We thank all the reviewers for thoroughly and carefully reading our paper. We are deeply grateful for their recognition of the novelty (Reviewer 7acX), originality and significance (Reviewer 8z1C) of our contribution, and for acknowledging it as a really nice achievement (Reviewer Zuy6), noting that computing generalization results are notoriously difficult (Reviewer Zuy6) and that our analysis provides useful insights into the behavior of models (Reviewer EGU1).

We remain open to continuing this constructive discussion for the length of the rebuttal period and strongly believe that the paper benefited from the reviews.

To clear out any possible misunderstanding regarding the assumptions of our work and the connection with Section 5.3, we provide clarifications below.

About our assumptions:

We believe these assumptions are more realistic for analyzing real-world machine learning algorithms compared to traditional ones like Gaussian data and fixed feature size with infinite sample size, which don't capture the full data complexity.

Assumption 1. Data are concentrated random vectors. Intuitively, this means that high-dimensional data points have stable properties when transformed by complex functions (more formally Lipschitz functions).

The strong performance of neural networks on tasks like image recognition and NLP suggests that these models produce stable predictions.
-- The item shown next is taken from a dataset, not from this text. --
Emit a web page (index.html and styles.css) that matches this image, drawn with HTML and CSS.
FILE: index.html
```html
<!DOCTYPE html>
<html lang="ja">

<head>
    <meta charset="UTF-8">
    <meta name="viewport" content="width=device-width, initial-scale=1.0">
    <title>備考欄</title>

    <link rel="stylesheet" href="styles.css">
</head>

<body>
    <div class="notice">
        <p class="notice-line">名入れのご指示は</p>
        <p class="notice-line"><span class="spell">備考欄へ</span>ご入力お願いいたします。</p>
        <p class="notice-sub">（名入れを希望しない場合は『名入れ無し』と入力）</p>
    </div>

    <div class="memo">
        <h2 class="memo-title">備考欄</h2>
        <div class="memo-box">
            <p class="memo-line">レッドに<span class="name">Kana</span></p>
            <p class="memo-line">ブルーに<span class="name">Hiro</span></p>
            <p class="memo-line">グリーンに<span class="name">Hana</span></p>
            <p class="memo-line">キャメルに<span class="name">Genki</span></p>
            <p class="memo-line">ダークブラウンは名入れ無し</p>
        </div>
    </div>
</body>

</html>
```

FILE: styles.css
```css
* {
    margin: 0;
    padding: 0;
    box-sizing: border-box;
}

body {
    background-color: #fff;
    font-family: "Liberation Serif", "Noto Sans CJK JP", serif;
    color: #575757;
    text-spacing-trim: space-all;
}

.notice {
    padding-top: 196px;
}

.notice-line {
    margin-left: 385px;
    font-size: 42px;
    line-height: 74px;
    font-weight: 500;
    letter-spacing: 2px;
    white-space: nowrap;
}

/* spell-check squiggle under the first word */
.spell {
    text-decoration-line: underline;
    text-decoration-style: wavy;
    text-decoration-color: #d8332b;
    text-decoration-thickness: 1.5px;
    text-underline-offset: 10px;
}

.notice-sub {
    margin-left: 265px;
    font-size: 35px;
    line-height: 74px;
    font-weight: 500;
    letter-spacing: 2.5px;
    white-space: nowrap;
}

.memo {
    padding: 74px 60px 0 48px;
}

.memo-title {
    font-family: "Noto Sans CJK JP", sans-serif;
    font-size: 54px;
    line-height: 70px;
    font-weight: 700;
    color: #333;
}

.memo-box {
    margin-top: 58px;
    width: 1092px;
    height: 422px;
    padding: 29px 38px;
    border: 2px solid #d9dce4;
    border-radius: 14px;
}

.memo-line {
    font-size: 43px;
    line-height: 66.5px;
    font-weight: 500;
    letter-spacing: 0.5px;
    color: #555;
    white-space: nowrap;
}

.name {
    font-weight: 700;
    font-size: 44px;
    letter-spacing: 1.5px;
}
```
As Lipschitz transformations, they maintain controlled distances between inputs, ensuring stability.

Recent studies have demonstrated and experimentally confirmed that both real-world data and synthetically generated data using GANs exhibit concentration properties, supporting this assumption. This makes our assumption more realistic than traditional Gaussian assumptions, as it does not rely on specific hypotheses about the shape of the data distribution, but rather on the stability of statistical properties after transformation. Consequently, analyzing a framework of concentrated random vectors is more theoretically challenging than using Gaussian assumptions and represents a key novelty of our theory.
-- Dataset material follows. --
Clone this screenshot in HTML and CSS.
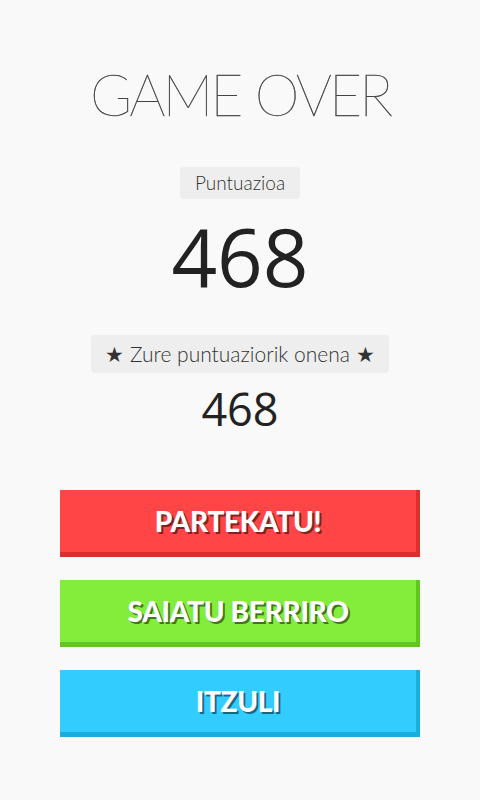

Assumption 2. The dimension $d$ is of the same order of magnitude as the sample size $n$ . This joint growth captures data complexity better than assuming a fixed feature size with increasing samples, which can oversimplify models.

Our theory works for fixed $d$ and $n$ , unbiased by specific parameter choices. The accuracy of empirical predictions depends on both $d$ and $n$ , with variance scaling as $O\left(\frac{1}{\sqrt{dn}}\right)$ . Larger $d$ and $n$ reduce variance, making empirical results more reliable and closer to theoretical values.

Conversely, smaller $d$ and $n$ increase variance, affecting single predictions. However, this scaling is still better than $n$ growing indefinitely with fixed $d$ , where variance scales as $O\left(\frac{1}{\sqrt{n}}\right)$ , leading to increased bias.

Implication of the assumptions. In Section 5.2, Figure 3, the Appliance Energy dataset illustrates our assumptions' realism. Despite the moderate sample size of 42 samples with 142 dimensions and non-synthetic data, the theoretical curve fits the empirical predictions well. Additionally, with synthetic data ( $d=100$ , $n=100$ ), the theory matches the empirical curve across various hyperparameters (Figure 2), showcasing the predictive power of Random Matrix Theory.

About the connection with Section 5.3:

While non-linear models are widely used, establishing theoretical foundations for these models is challenging. Therefore, we focused on linear models, which, despite being simpler to study, can provide valuable insights into the behavior of more complex models.

Our study demonstrates that we can calculate the train and test risks for linear models by identifying components of signal, cross-term, and noise. These components help us find an optimal regularization parameter, $\lambda$ , to minimize the test risk.

Experimentally, we aimed to observe if our theoretical insights apply to real-world data when using non-linear models. Our results show that the test risk curves for non-linear models follow similar patterns to those predicted by our theory. This is expected because, in time series forecasting, non-linear models typically utilize a linear output layer to project onto the prediction dimension. Thus, we can apply our theory to the inputs of the final linear layer of the model. This approach is valid because, under the assumption of data concentration, the outputs of the non-linear part of the model should not deviate significantly from the inputs due to the Lipschitz nature of a non-linear neural network.

Moreover, multivariate time series prediction models often treat each channel separately using univariate methods. These models could greatly benefit from incorporating information across multiple channels. The results in Section 5.3 show that our method can surpass univariate baselines by regularizing with optimal $\lambda$ and $\gamma$ . This supports the applicability of our theory to non-linear models, as the final linear layer can leverage the concentrated inputs effectively.

Finally, our regularization approach differs from traditional cross-task regularizations that typically use one task per dataset. We consider each prediction within a dataset as a task and introduce $\gamma_t$ parameters alongside $\lambda$ . These parameters not only enforce multivariate regularization but also indicate the degree to which we want to underfit or overfit a particular task. Moreover, this method is tractable as it is applied on top of the model at the final layer.

The fact that the curves for non-linear models closely resemble those for linear models indicates that our findings are robust and that non-linear models also exhibit optimal regularization parameters, enhancing performance in multivariate forecasting.

最终决定Accept (spotlight)

2024-09-25

The paper presents a framework for multitask regression and precisely characterizes train and test risk incurred by the resulting estimator, leveraging random matrix theory. The approach is demonstrated on both multitask regression and multivariate time series forecasting.

The AC and majority of reviewers find the proposed framework and analysis to be significant and exciting.

We strongly encourage the authors to incorporate the discussion materials in their manuscript, and in particular their excellent points to justify their assumptions. We also urge them to add a small paragraph at the beginning of section 5.3, to reflect their rebuttal comments on the relevance of their theoretical insights beyond the case of linear models.